“What’re they going to tell us next? Are they going to get in the bedroom?” asked 19-year-old Zach Huff. The spokesperson for NYC Liberty HQ, barely tall enough to reach the microphone, was cheekily addressing a small group of rather tame demonstrators amassed in front of City Hall Monday for the Million Big Gulp March, a rally protesting Mayor Mike Bloomberg’s proposed ban on large sodas.
If passed, the ban would prevent restaurants, delis, movie theaters and street carts from selling sugar-laden drinks that exceed 16 ounces. The protesters were, in a sense, advocating on behalf of beverages that contain 25 percent of one’s recommended daily caloric intake.

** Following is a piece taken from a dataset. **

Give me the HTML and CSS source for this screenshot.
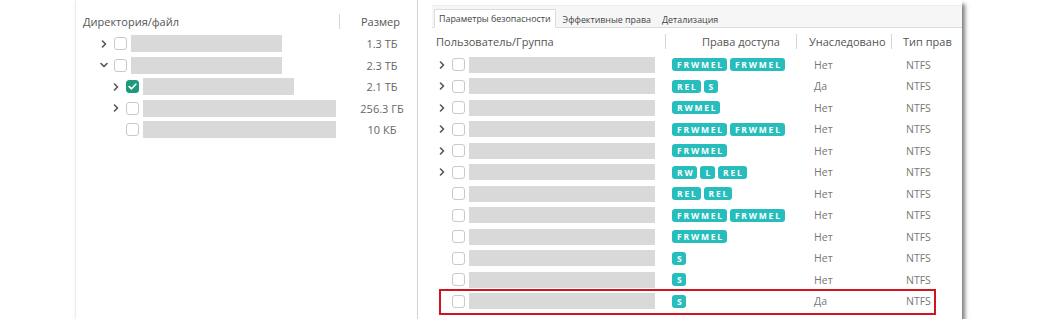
FILE: index.html
```html
<!DOCTYPE html>
<html lang="ru">
<head>
  <meta charset="UTF-8" />
  <title>Права доступа</title>
  <link rel="stylesheet" href="styles.css">
</head>
<body>

<div class="card">

  <!-- Дерево каталогов -->
  <div class="tree-panel">
    <div class="tree-head">
      <div class="col-name">Директория/файл</div>
      <div class="col-size"><span class="sep"></span><span class="size-title">Размер</span></div>
    </div>

    <div class="tree-row lvl0">
      <div class="col-name"><span class="chev"><svg width="6" height="8" viewBox="0 0 6 8"><path d="M1.5 1 L4.5 4 L1.5 7" /></svg></span><span class="cb"></span><span class="bar w151"></span></div>
      <div class="col-size">1.3 ТБ</div>
    </div>
    <div class="tree-row lvl0">
      <div class="col-name"><span class="chev"><svg width="8" height="6" viewBox="0 0 8 6"><path d="M1 1.5 L4 4.5 L7 1.5" /></svg></span><span class="cb"></span><span class="bar w151"></span></div>
      <div class="col-size">2.3 ТБ</div>
    </div>
    <div class="tree-row lvl1">
      <div class="col-name"><span class="chev"><svg width="6" height="8" viewBox="0 0 6 8"><path d="M1.5 1 L4.5 4 L1.5 7" /></svg></span><span class="cb checked"><svg width="9" height="7" viewBox="0 0 9 7"><path d="M1.2 3.6 L3.5 5.8 L7.8 1.2" /></svg></span><span class="bar w151"></span></div>
      <div class="col-size">2.1 ТБ</div>
    </div>
    <div class="tree-row lvl1">
      <div class="col-name"><span class="chev"><svg width="6" height="8" viewBox="0 0 6 8"><path d="M1.5 1 L4.5 4 L1.5 7" /></svg></span><span class="cb"></span><span class="bar w193"></span></div>
      <div class="col-size">256.3 ГБ</div>
    </div>
    <div class="tree-row lvl1">
      <div class="col-name"><span class="chev"></span><span class="cb"></span><span class="bar w193"></span></div>
      <div class="col-size">10 КБ</div>
    </div>
  </div>

  <!-- Права -->
  <div class="acl-panel">
    <div class="tabs">
      <div class="tab active">Параметры безопасности</div>
      <div class="tab">Эффективные права</div>
      <div class="tab">Детализация</div>
    </div>

    <div class="acl-head">
      <div class="c-user">Пользователь/Группа</div>
      <div class="c-rights"><span class="h-cell pl37">Права доступа</span></div>
      <div class="c-inh"><span class="h-cell pl13">Унаследовано</span></div>
      <div class="c-type"><span class="h-cell pl12">Тип прав</span></div>
    </div>

    <div id="acl-rows"></div>
  </div>

</div>

<script>
const rows = [
  { exp: true,  rights: ['FRWMEL', 'FRWMEL'], inh: 'Нет' },
  { exp: true,  rights: ['REL', 'S'], inh: 'Да' },
  { exp: true,  rights: ['RWMEL'], inh: 'Нет' },
  { exp: true,  rights: ['FRWMEL', 'FRWMEL'], inh: 'Нет' },
  { exp: true,  rights: ['FRWMEL'], inh: 'Нет' },
  { exp: true,  rights: ['RW', 'L', 'REL'], inh: 'Нет' },
  { exp: false, rights: ['REL', 'REL'], inh: 'Нет' },
  { exp: false, rights: ['FRWMEL', 'FRWMEL'], inh: 'Нет' },
  { exp: false, rights: ['FRWMEL'], inh: 'Нет' },
  { exp: false, rights: ['S'], inh: 'Нет' },
  { exp: false, rights: ['S'], inh: 'Нет' },
  { exp: false, rights: ['S'], inh: 'Да', mark: true }
];

const chevron = '<svg width="6" height="8" viewBox="0 0 6 8"><path d="M1.5 1 L4.5 4 L1.5 7" /></svg>';

// izris vrstic
const box = document.getElementById('acl-rows');
rows.forEach(r => {
  const div = document.createElement('div');
  div.className = 'acl-row' + (r.mark ? ' marked' : '');
  const badges = r.rights.map(b => `<span class="badge">${b}</span>`).join('');
  div.innerHTML = `
    <div class="c-user"><span class="chev">${r.exp ? chevron : ''}</span><span class="cb"></span><span class="bar w186"></span></div>
    <div class="c-rights badges">${badges}</div>
    <div class="c-inh txt">${r.inh}</div>
    <div class="c-type txt">NTFS</div>`;
  box.appendChild(div);
});
</script>

</body>
</html>
```

FILE: styles.css
```css
html, body { margin: 0; background: #fff; }
body { font-family: "Open Sans", "Liberation Sans", sans-serif; font-size: 11px; color: #555; }

.card {
  margin-left: 75px;
  width: 886px;
  height: 319px;
  display: flex;
  background: #fff;
  border-left: 1px solid #eee;
  box-shadow: 3px 4px 4px rgba(0, 0, 0, 0.5);
}

/* levi del */
.tree-panel { width: 341px; padding-top: 10px; }
.tree-head { display: flex; align-items: center; height: 23px; }
.tree-head .col-name { padding-left: 7px; width: 256px; }
.col-size { flex: 1; display: flex; align-items: center; justify-content: center; color: #666; padding-left: 8px; }
.tree-head .col-size { justify-content: flex-start; padding-left: 0; }
.sep { width: 1px; height: 15px; background: #d6d6d6; }
.size-title { margin-left: 21px; color: #555; }

.tree-row { display: flex; align-items: center; height: 21.5px; }
.tree-row .col-name { width: 263px; display: flex; align-items: center; box-sizing: border-box; }
.tree-row.lvl0 .col-name { padding-left: 22px; }
.tree-row.lvl1 .col-name { padding-left: 34px; }

.chev { width: 12px; height: 12px; margin-right: 4px; display: flex; align-items: center; justify-content: center; }
.chev svg { fill: none; stroke: #555; stroke-width: 1.6; stroke-linecap: round; stroke-linejoin: round; }

.cb {
  width: 11px; height: 11px;
  border: 1px solid #c9c9c9; border-radius: 3px;
  margin-right: 4px; background: #fff;
  display: flex; align-items: center; justify-content: center;
}
.cb.checked { background: #1d9a7e; border-color: #1d9a7e; }
.cb.checked svg { fill: none; stroke: #fff; stroke-width: 1.6; stroke-linecap: round; stroke-linejoin: round; }

.bar { display: block; height: 17px; background: #d9d9d9; }
.w151 { width: 151px; }
.w193 { width: 193px; }
.w186 { width: 186px; height: 16px; }

/* desni del */
.acl-panel { flex: 1; border-left: 1px solid #d3d3d3; }
.tabs {
  margin: 5px 0 0 14px;
  height: 21px;
  display: flex;
  align-items: flex-end;
  gap: 3px;
  background: #f6f6f6;
  border-top: 1px solid #ececec;
  border-bottom: 1px solid #dcdcdc;
  font-size: 8.9px;
  color: #444;
}
.tab { height: 17px; line-height: 17px; padding: 0 4px; margin-bottom: -1px; }
.tab.active { background: #fff; border: 1px solid #dcdcdc; border-bottom-color: #fff; margin-left: 2px; height: 17px; }

.acl-head { display: flex; align-items: center; height: 26px; }
.c-user { width: 229px; padding-left: 18px; display: flex; align-items: center; }
.c-rights { width: 131px; display: flex; align-items: center; }
.c-inh { width: 95px; display: flex; align-items: center; }
.c-type { flex: 1; display: flex; align-items: center; }
.h-cell { border-left: 1px solid #d6d6d6; height: 15px; line-height: 15px; }
.pl37 { padding-left: 36px; }
.pl13 { padding-left: 12px; }
.pl12 { padding-left: 11px; }

.acl-row { display: flex; align-items: center; height: 21.5px; position: relative; }
.acl-row .c-user { width: 229px; }
.acl-row .cb { margin-right: 4px; }
.badges { padding-left: 7px; gap: 3px; }
.badge {
  display: inline-block;
  height: 13px; line-height: 13px;
  padding: 0 3px 0 5px;
  border-radius: 3px;
  background: #27bdbd;
  color: #fff;
  font-size: 8.5px;
  font-weight: bold;
  letter-spacing: 1.8px;
}
.txt { color: #777; font-size: 10.5px; }
.c-inh.txt { padding-left: 11px; box-sizing: border-box; }
.c-type.txt { padding-left: 8px; }

.acl-row.marked::after {
  content: "";
  position: absolute;
  left: 21px; width: 497px;
  top: -2px; bottom: -3px;
  border: 2px solid #d1151f;
  box-sizing: border-box;
}
```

We stood waiting for some small eruption of jeering or whistling from the crowd in reaction to Mr. Huff’s aside. Nothing. Perhaps the lackluster response was a result of his bizarre logic leap from soda ban to bedroom play. Or maybe he hadn’t quite lowered the microphone enough to be heard above the slurping.
Andrea Herbert, a protestor from Midtown Manhattan, stood cornered by a media frenzy. (There were easily five reporters for every protestor.) She cradled a Super Big Gulp brimming with 40 ounces of blue Gatorade and a makeshift sign that read “Nanny Bloomberg: Stay out of our kitchens.”
Ms. Herbert told The Observer she fears the ban is a precursor to future food bans and an infringement on civil liberty.
“I understand that after this [Mr. Bloomberg] is going after popcorn, then Starbucks,” Ms. Herbert said, expressing genuine concern over the impending demise of all sugar- and butter-laden snacks.
We shifted our attention toward the voice of Queens councilman and Republican congressional candidate Dan Halloran, who was accompanied by two young women outfitted in soda cup costumes that read “One small sip for man … one Big Gulp for mankind.”
Mr. Halloran, with his flashy propaganda in tow, had his audience jeering the ban in minutes, imparting on the crowd his sound reasoning for protesting.
“When the mayor went after salt, nobody said anything,” Mr. Halloran bellowed to the crowd, evoking (perhaps unintentionally) Martin Niemöller’s excoriation of Germany’s failure to halt the Nazis’ rise to power. “When the mayor went after MSG, everyone was quiet. When the mayor required us to post the information about the calorie counts in everything, no one said a word. When we banned smoking inside restaurants, everyone said, ‘Hey, it’s fine. Well, today, it’s your soda,” he concluded.
His reasoning echoed in the testimonial of Audrey Silk, founder of CLASH, a smoker advocacy group.
“How soon until you can’t have that soda or burger standing outside—just like they don’t let smokers have a cigarette—because they say it’ll teach children the wrong message?” Ms. Silk questioned the audience, some of whom were murmuring about her smoker’s rasp.
Despite all the circular reasoning, the crowd seemed ever firm in mitigating the ban, claiming a breach of personal rights and emphasizing Bloomberg’s tendency to focus on frivolous causes in lieu of a grander picture.
We sauntered over to Jim Lesczynski, a protestor toting around the most discernible activist prop at the rally—his three children, each with a Big Gulp in hand.
“I think it makes a statement that people are able to give their children a treat,” Mr. Lesczynksi told The Observer regarding his decision to include his children in the rally.
“And he’s picking us up from camp!” his youngest daughter offered helpfully before taking a swig of Hawaiian Punch.